Obviously, this kind of forgiveness doesn’t always come easily. It takes a certain level of confidence to move through life taking little offense—to live a life rooted in a deeper purpose, rather than the shallow things we tend to be oddly sensitive about, like our looks, how much money we make, or our reputation. One way to strengthen this kind of confidence: to consistently act in ways that nurture your soul, rather than bolstering up confidence based on less important things. Instead of saying to ourselves “I am so much better than that other person,” we can try saying: “I am capable of love, happiness, and generosity.”
Another path to gaining higher levels of confidence is by checking the tone we use with ourselves. When we listen to our inner voice, does it seem condescending, overly harsh or unforgiving? To practice forgiveness with others, it might be wise to also learn to practice it with ourselves.
3. Fight irritability with compassion
We’ve probably all had this experience—a family member or friend angers us about something, and suddenly we find ourselves listing all the things we don’t like about them.
In order to stop my mind from honing in on the negative, I’ve found it useful to flip to the polar opposite—practicing empathy and reminding myself that there are many ways the world can mess us up. Once I’ve reminded myself that I cannot judge because I don’t know a person, and that one action a person makes does not represent them in their completeness, I can hold back judgment.

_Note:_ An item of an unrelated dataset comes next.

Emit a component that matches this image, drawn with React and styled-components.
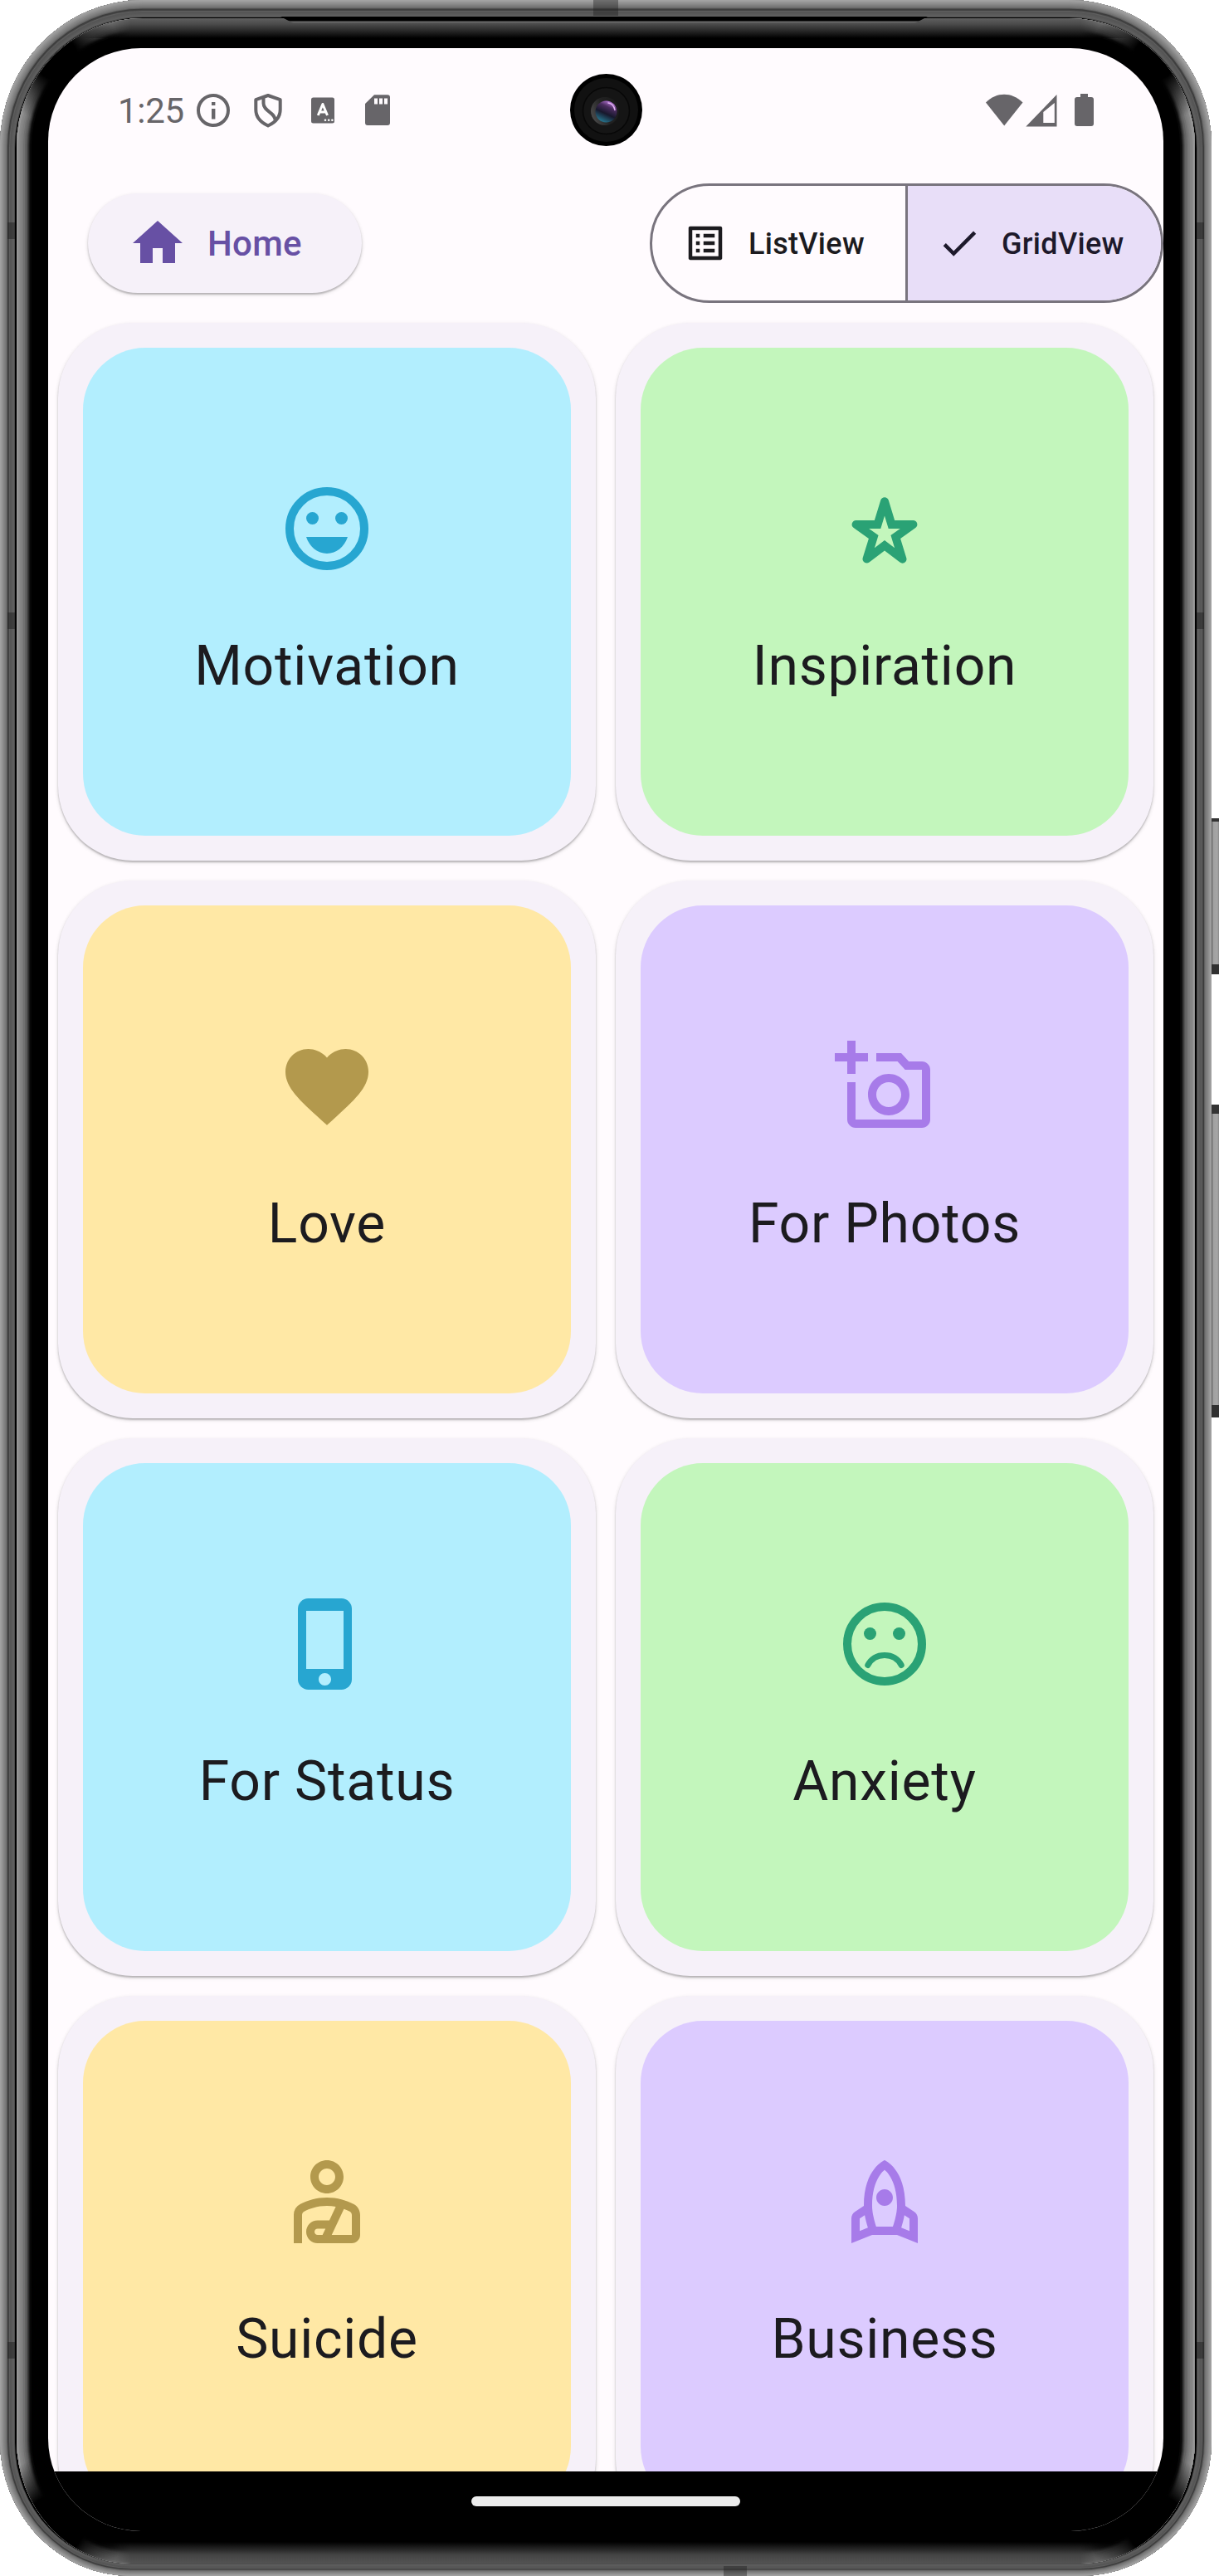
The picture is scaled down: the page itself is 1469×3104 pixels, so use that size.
import React from "react";
import styled, { createGlobalStyle } from "styled-components";
import {
  MdHome,
  MdOutlineListAlt,
  MdCheck,
  MdFavorite,
  MdPhoneIphone,
  MdOutlinePersonalInjury,
  MdOutlineRocket,
} from "react-icons/md";

const GlobalStyle = createGlobalStyle`
  * { box-sizing: border-box; }
  body { margin: 0; background: #fff; font-family: Roboto, "Liberation Sans", sans-serif; }
  svg { display: block; flex: none; }
`;

/* Metal rim, from the outer edge inwards: [depth in px, colour] */
const RIM = [
  [1, "#a2a2a2"], [2, "#9c9c9c"], [3, "#969696"], [4, "#8e8e8e"], [5, "#878787"],
  [6, "#808080"], [7, "#7a7a7a"], [8, "#727272"], [9, "#606060"], [10, "#3c3c3c"],
  [11, "#444444"], [12, "#5e5e5e"], [13, "#565656"], [14, "#575757"], [15, "#5a5a5a"],
  [16, "#5d5d5d"], [17, "#606060"], [18, "#4c4c4c"],
];

/* Polished bevel between the rim and the glass */
const BEVEL = [
  [1, "#8f8f8f"], [2, "#9b9b9b"], [4, "#8a8a8a"], [6, "#848484"], [8, "#7c7c7c"],
  [10, "#707070"], [12, "#626262"], [13, "#525252"], [14, "#404040"], [15, "#2c2c2c"],
  [16, "#181818"], [18, "#080808"],
];

const Stage = styled.main`
  position: relative;
  width: 1469px;
  height: 3104px;
  overflow: hidden;
  background: #fff;
`;

const Device = styled.div`
  position: relative;
  width: 1460px;
  height: 3104px;
  padding: 58px 58px 54px;
  background: #000;
  border-radius: 172px 172px 158px 158px / 176px 176px 164px 164px;
  box-shadow: ${RIM.map(([d, c]) => `inset 0 ${(d * 0.17).toFixed(1)}px 0 ${d}px ${c}`).join(", ")};
`;

const Bevel = styled.div`
  position: absolute;
  inset: 22px 20px 15px;
  overflow: hidden;
  border-radius: 152px 152px 138px 138px / 154px 154px 149px 149px;
  box-shadow: ${BEVEL.map(([d, c]) => `inset 0 0 0 ${d}px ${c}`).join(", ")};

  &::after {
    content: "";
    position: absolute;
    inset: 0;
    background:
      radial-gradient(circle at 48px 48px, #000 26px, transparent 78px),
      radial-gradient(circle at calc(100% - 48px) 48px, #000 26px, transparent 78px),
      radial-gradient(circle at 46px calc(100% - 46px), #000 36px, transparent 84px),
      radial-gradient(circle at calc(100% - 46px) calc(100% - 46px), #000 36px, transparent 84px);
  }
`;

const TopShade = styled.div`
  position: absolute;
  left: 78px;
  right: 78px;
  top: 0;
  height: 24px;
  background: linear-gradient(#606060, #4a4a4a 30%, #262626 65%, #000);
  mask-image: linear-gradient(90deg, transparent, #000 60px calc(100% - 60px), transparent);
`;

const BottomShade = styled.div`
  position: absolute;
  left: 78px;
  right: 78px;
  bottom: 0;
  height: 26px;
  background: linear-gradient(#000, #1c1c1c 25%, #444 60%, #545454);
  mask-image: linear-gradient(90deg, transparent, #000 60px calc(100% - 60px), transparent);
`;

const Earpiece = styled.div`
  position: absolute;
  left: 338px;
  width: 780px;
  top: 20px;
  height: 8px;
  background: linear-gradient(#000 5px, #6c6c6c 6px, #585858);
  clip-path: polygon(0 0, 100% 0, 98% 100%, 2% 100%);
`;

const Band = styled.div`
  position: absolute;
  left: ${(p) => p.$x}px;
  top: ${(p) => p.$y}px;
  width: ${(p) => p.$w}px;
  height: ${(p) => p.$h}px;
  background: rgba(30, 30, 30, ${(p) => p.$alpha || 0.5});
`;

const SideButton = styled.div`
  position: absolute;
  left: 1460px;
  top: ${(p) => p.$top}px;
  width: 9px;
  height: ${(p) => p.$height}px;
  border-top: ${(p) => p.$cap}px solid #333;
  border-bottom: ${(p) => p.$foot}px solid #303030;
  background: linear-gradient(90deg, #555, #a0a0a0 2px, #a6a6a6 7px, #8a8a8a);
`;

const Screen = styled.div`
  display: flex;
  flex-direction: column;
  position: relative;
  width: 1344px;
  height: 2992px;
  overflow: hidden;
  background: #fffbfe;
  border-radius: 112px;
`;

const StatusBar = styled.div`
  display: flex;
  align-items: center;
  flex: none;
  height: 150px;
  padding: 0 83px 0 84px;
  color: #676569;
`;

const Clock = styled.span`
  width: 90px;
  margin-top: 2px;
  font-size: 42px;
  line-height: 48px;
  letter-spacing: -0.3px;
`;

const StatusIcons = styled.div`
  display: flex;
  align-items: center;
  margin-left: ${(p) => (p.$end ? "auto" : "5px")};
`;

const Camera = styled.div`
  position: absolute;
  left: 629px;
  top: 31px;
  width: 87px;
  height: 87px;
`;

const AppBar = styled.div`
  display: flex;
  align-items: center;
  justify-content: space-between;
  flex: none;
  height: 169px;
  padding: 1px 0 0 48px;
`;

const HomeButton = styled.button`
  display: flex;
  align-items: center;
  gap: 24px;
  width: 330px;
  height: 120px;
  padding: 0 0 0 48px;
  border: 0;
  border-radius: 60px;
  background: #f6f1f9;
  color: #6750a4;
  font: 500 42px/60px Roboto, "Liberation Sans", sans-serif;
  letter-spacing: 0.3px;
  box-shadow: 0 2px 2px rgba(0, 0, 0, 0.2), 0 2px 5px rgba(0, 0, 0, 0.14);
`;

const ButtonText = styled.span`
  padding-top: 2px;
`;

const Segmented = styled.div`
  display: flex;
  width: 619px;
  height: 144px;
  overflow: hidden;
  border: 3px solid #79747e;
  border-radius: 72px;
`;

const Segment = styled.button`
  display: flex;
  align-items: center;
  gap: ${(p) => (p.$selected ? 24 : 25)}px;
  width: ${(p) => (p.$selected ? 308 : 305)}px;
  flex: none;
  padding: 0 0 0 ${(p) => (p.$selected ? 35 : 37)}px;
  border: 0;
  border-left: ${(p) => (p.$selected ? "3px solid #79747e" : "0")};
  background: ${(p) => (p.$selected ? "#e8def8" : "transparent")};
  color: ${(p) => (p.$selected ? "#1d192b" : "#1c1b1f")};
  font: 500 36px/60px Roboto, "Liberation Sans", sans-serif;
  letter-spacing: 0.3px;
`;

const Grid = styled.div`
  display: grid;
  grid-template-columns: 648px 648px;
  grid-auto-rows: 648px;
  gap: 24px;
  flex: 1;
  min-height: 0;
  padding: 12px;
  overflow: hidden;
`;

const Card = styled.div`
  padding: 30px;
  border-radius: 90px;
  background: #f6f1f9;
  box-shadow: 0 2px 2px rgba(0, 0, 0, 0.2), 0 2px 5px rgba(0, 0, 0, 0.14);
`;

const Tile = styled.div`
  display: flex;
  flex-direction: column;
  align-items: center;
  height: 588px;
  padding-top: 158px;
  border-radius: 75px;
  background: ${(p) => p.$bg};
  color: ${(p) => p.$tint};
`;

const TileLabel = styled.span`
  margin-top: 57px;
  color: #1c1b1f;
  font-size: 66px;
  line-height: 98px;
  letter-spacing: 0.75px;
`;

const NavBar = styled.div`
  display: flex;
  align-items: center;
  justify-content: center;
  flex: none;
  height: 72px;
  background: #000;
`;

const Handle = styled.div`
  width: 324px;
  height: 12px;
  border-radius: 6px;
  background: #ececec;
`;

const Svg = ({ w = 120, h = w, box = "0 0 24 24", children }) => (
  <svg width={w} height={h} viewBox={box} fill="currentColor">{children}</svg>
);

const Face = ({ children }) => (
  <Svg>
    <circle cx="12" cy="12" r="9" fill="none" stroke="currentColor" strokeWidth="2" />
    <circle cx="8.5" cy="9.5" r="1.5" />
    <circle cx="15.5" cy="9.5" r="1.5" />
    {children}
  </Svg>
);

const HappyIcon = () => (
  <Face><path d="M12 18c2.28 0 4.22-1.66 5-4H7c.78 2.34 2.72 4 5 4z" /></Face>
);

const SadIcon = () => (
  <Face>
    <path d="M7.95 17.1C8.75 15.6 10.25 14.7 12 14.7s3.25.9 4.05 2.4" fill="none" stroke="currentColor" strokeWidth="1.4" strokeLinecap="round" />
  </Face>
);

const StarIcon = () => (
  <Svg>
    <path fillRule="evenodd" d="M14.43 10l-1.47-4.84c-.29-.95-1.63-.95-1.91 0L9.57 10H5.12c-.97 0-1.37 1.25-.58 1.81l3.64 2.6-1.43 4.61c-.29.93.79 1.68 1.56 1.09L12 17.31l3.69 2.81c.78.59 1.85-.16 1.56-1.09l-1.43-4.61 3.64-2.6c.79-.57.39-1.81-.58-1.81zM12 8.89L12.94 12h2.82l-2.27 1.62.93 3.01L12 14.79l-2.42 1.84.93-3.01L8.24 12h2.82z" />
  </Svg>
);

const AddPhotoIcon = () => (
  <Svg>
    <path d="M21 6h-3.17L16 4h-6v2h5.12l1.83 2H21v12H5V11H3v9c0 1.1.9 2 2 2h16c1.1 0 2-.9 2-2V8c0-1.1-.9-2-2-2zM8 14c0 2.76 2.24 5 5 5s5-2.24 5-5-2.24-5-5-5-5 2.24-5 5zm5-3c1.65 0 3 1.35 3 3s-1.35 3-3 3-3-1.35-3-3 1.35-3 3-3zM5 9V6h3V4H5V1H3v3H0v2h3v3h2z" />
  </Svg>
);

const PALETTE = {
  blue: ["#b2eefe", "#27a6d1"],
  green: ["#c3f6bc", "#2aa275"],
  yellow: ["#ffe8a5", "#b3994d"],
  purple: ["#dccbff", "#a77be9"],
};

const CATEGORIES = [
  { label: "Motivation", tone: "blue", Icon: HappyIcon },
  { label: "Inspiration", tone: "green", Icon: StarIcon },
  { label: "Love", tone: "yellow", Icon: MdFavorite },
  { label: "For Photos", tone: "purple", Icon: AddPhotoIcon },
  { label: "For Status", tone: "blue", Icon: MdPhoneIphone },
  { label: "Anxiety", tone: "green", Icon: SadIcon },
  { label: "Suicide", tone: "yellow", Icon: MdOutlinePersonalInjury },
  { label: "Business", tone: "purple", Icon: MdOutlineRocket },
];

const NotificationIcons = () => (
  <svg width="234" height="42" viewBox="0 0 234 42" fill="currentColor">
    <circle cx="20" cy="21" r="18" fill="none" stroke="currentColor" strokeWidth="4" />
    <rect x="18" y="11" width="4.4" height="4" />
    <rect x="18" y="19" width="4.4" height="12.5" />
    <g fill="none" stroke="currentColor" strokeWidth="4" strokeLinejoin="round">
      <path d="M86 3L71.3 8.200V20c0 9 6 15.500 14.700 19.500 8.700-4 14.700-10.500 14.700-19.500V8.200z" />
      <path d="M80.500 6v6.500c0 9.500 14 11 14 20" />
    </g>
    <rect x="138" y="5.500" width="28" height="31" rx="2.500" />
    <path d="M146.300 27L151.900 13.500 157.500 27M148.500 23h7" fill="none" stroke="#fff" strokeWidth="3" strokeLinejoin="round" />
    <circle cx="155" cy="32.800" r="1.300" fill="#fff" />
    <circle cx="159.200" cy="32.800" r="1.300" fill="#fff" />
    <circle cx="163.400" cy="32.800" r="1.300" fill="#fff" />
    <path fillRule="evenodd" d="M214 2.200h16a3 3 0 0 1 3 3V36a3 3 0 0 1-3 3h-24a3 3 0 0 1-3-3V13zM214 6.500v7h4v-7zM220 6.500v7h4v-7zM226 6.500v7h4v-7z" />
  </svg>
);

const SignalIcons = () => (
  <svg width="131" height="40" viewBox="0 0 131 40" fill="currentColor">
    <path d="M0 10.500C13 -2.500 31 -2.500 44.500 10.500L22.200 38.500z" />
    <path fillRule="evenodd" d="M85.500 1V39.500H48.300zM82.800 11L69.300 22V35H82.800z" />
    <path d="M114 0h9v4h4a3 3 0 0 1 3 3v29a3 3 0 0 1-3 3h-17a3 3 0 0 1-3-3V7a3 3 0 0 1 3-3h4z" />
  </svg>
);

const CameraLens = () => (
  <svg width="87" height="87" viewBox="0 0 87 87">
    <defs>
      <linearGradient id="iris" x1="0.75" y1="0.1" x2="0.35" y2="0.95">
        <stop offset="0" stopColor="#a86cc8" />
        <stop offset="0.25" stopColor="#4a2c5e" />
        <stop offset="0.6" stopColor="#17182c" />
        <stop offset="1" stopColor="#256e86" />
      </linearGradient>
      <linearGradient id="barrel" x1="0" y1="0.7" x2="1" y2="0.3">
        <stop offset="0" stopColor="#4c4c4c" />
        <stop offset="0.5" stopColor="#222" />
        <stop offset="1" stopColor="#1a1a1a" />
      </linearGradient>
    </defs>
    <circle cx="43.500" cy="43.500" r="43.500" fill="#000" />
    <circle cx="43.500" cy="43.500" r="38.500" fill="#111" />
    <circle cx="43.500" cy="44.500" r="28" fill="#151515" stroke="#070707" strokeWidth="1.500" />
    <circle cx="42" cy="45" r="17" fill="url(#barrel)" />
    <circle cx="43.500" cy="45.500" r="13" fill="url(#iris)" />
    <path d="M46 35c4 .5 7 4 8 8.500" fill="none" stroke="#e3b4f3" strokeWidth="1.500" strokeLinecap="round" />
  </svg>
);

export default function App() {
  return (
    <Stage>
      <GlobalStyle />
      <SideButton $top={986} $height={188} $cap={4} $foot={12} />
      <SideButton $top={1331} $height={377} $cap={11} $foot={15} />
      <Device>
        <Bevel>
          <TopShade />
          <BottomShade />
        </Bevel>
        <Earpiece />
        {[268, 738, 2822].map((y) => (
          <React.Fragment key={y}>
            <Band $x={9} $y={y} $w={9} $h={20} />
            <Band $x={1442} $y={y} $w={9} $h={20} />
          </React.Fragment>
        ))}
        <Band $x={715} $y={0} $w={30} $h={19} $alpha={0.4} />
        <Band $x={872} $y={3092} $w={28} $h={12} $alpha={0.4} />
        <Screen>
          <StatusBar>
            <Clock>1:25</Clock>
            <StatusIcons><NotificationIcons /></StatusIcons>
            <StatusIcons $end><SignalIcons /></StatusIcons>
          </StatusBar>
          <Camera><CameraLens /></Camera>
          <AppBar>
            <HomeButton><MdHome size={72} /><ButtonText>Home</ButtonText></HomeButton>
            <Segmented>
              <Segment><MdOutlineListAlt size={54} /><ButtonText>ListView</ButtonText></Segment>
              <Segment $selected><MdCheck size={54} /><ButtonText>GridView</ButtonText></Segment>
            </Segmented>
          </AppBar>
          <Grid>
            {CATEGORIES.map(({ label, tone, Icon }) => (
              <Card key={label}>
                <Tile $bg={PALETTE[tone][0]} $tint={PALETTE[tone][1]}>
                  <Icon size={120} />
                  <TileLabel>{label}</TileLabel>
                </Tile>
              </Card>
            ))}
          </Grid>
          <NavBar><Handle /></NavBar>
        </Screen>
      </Device>
    </Stage>
  );
}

By recognizing that my own perception has limits, I can humble my own attachment to whatever perception I have developed about someone:
Now must the lovers of God arise to carry out these instructions of His: let them be kindly fathers to the children of the human race, and compassionate brothers to the youth, and self-denying offspring to those bent with years. The meaning of this is that ye must show forth tenderness and love to every human being, even to your enemies, and welcome them all with unalloyed friendship, good cheer, and loving kindness. – Abdu’l-Baha, Selections from the Writings of Abdu’l-Baha, p. 21.